Conducting a Title Search

The first step in buying or selling mineral rights is to confirm ownership through a thorough title search. This involves examining historical records to trace the chain of ownership and ensure that the seller has a clear title to the mineral rights. The title search will also show any encumbrances or issues that may need to be addressed.  This step is crucial to prevent any future legal disputes over ownership.

Evaluating the Potential Value

Once ownership is confirmed, the next step is to evaluate the potential value of the mineral rights. This evaluation considers current market conditions, the type and quantity of minerals present, and the feasibility of extraction. Professional appraisers or geologists can provide an accurate assessment, which is essential for setting a fair price.

Due Diligence

Research will also be done to determine if the mineral interests are producing or non-producing.  This includes reviewing the production history and a review of mineral activity in and around the area of interest.

Negotiating Terms

When the ownership is confirmed, and with a clear understanding of the value, the buyer and seller will begin negotiating terms. When a purchase price is agreed upon, a formal Purchase Agreement may be utilized to outline the terms and conditions of the transaction. The buyer may also have a title opinion done by a title attorney.

Finalizing the Deal

When all the terms and conditions of the Purchase Agreement are met, the transfer of ownership is done using a deed or assignment.  The deed or assignment is placed of record in the County Recorder’s or Clerk’s Office.

Considerations

When engaging in the buying or selling of mineral rights, it’s important to consider the expertise of brokers or consultants who specialize in this field. These professionals can provide valuable insights and guidance throughout the process.  They are familiar with the current trends and mineral prices.  They also understand the mineral values. Experienced brokers and consultants are familiar with the relevant laws and regulations and can help you comply with all requirements. Brokers and consultants are also professionals skilled in negotiations who can help you secure favorable terms, whether you are buying or selling.

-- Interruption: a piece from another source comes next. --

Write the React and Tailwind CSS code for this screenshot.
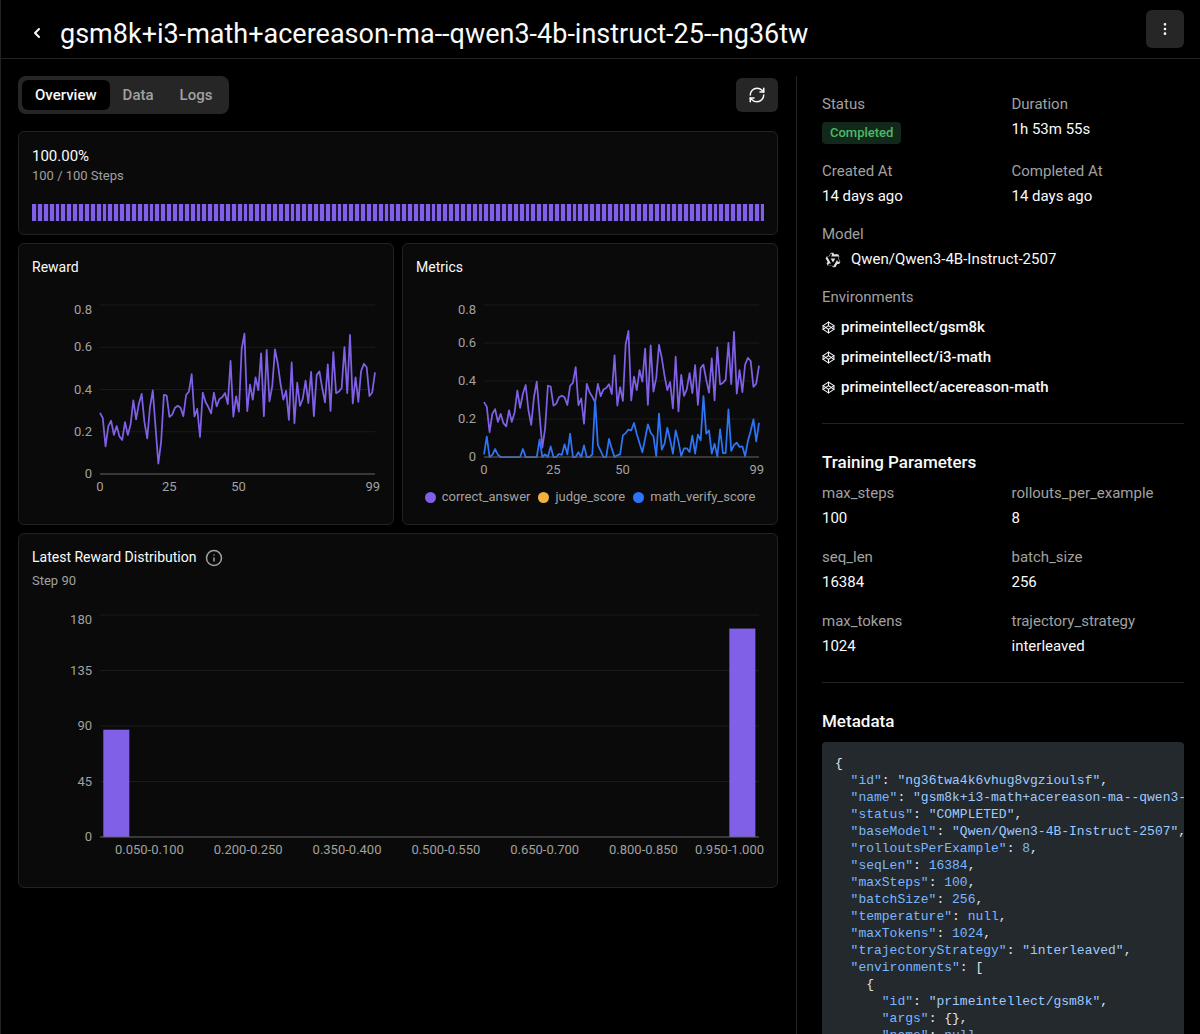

mineral rights and how do they work

Understanding mineral rights is a crucial aspect of property or mineral ownership. This understanding is also critical if you are considering investing in mineral interests. This knowledge helps in determining ownership of the minerals, understanding the rights of the mineral owner, and understanding the process of buying and selling these rights, allowing you to make informed decisions and leverage the value of your assets effectively.

Whether you are a landowner, mineral owner, or investor, taking the time to understand and manage these rights effectively can lead to substantial benefits. With the right knowledge and professional support, you can fully realize the potential of the resources beneath the surface of the land.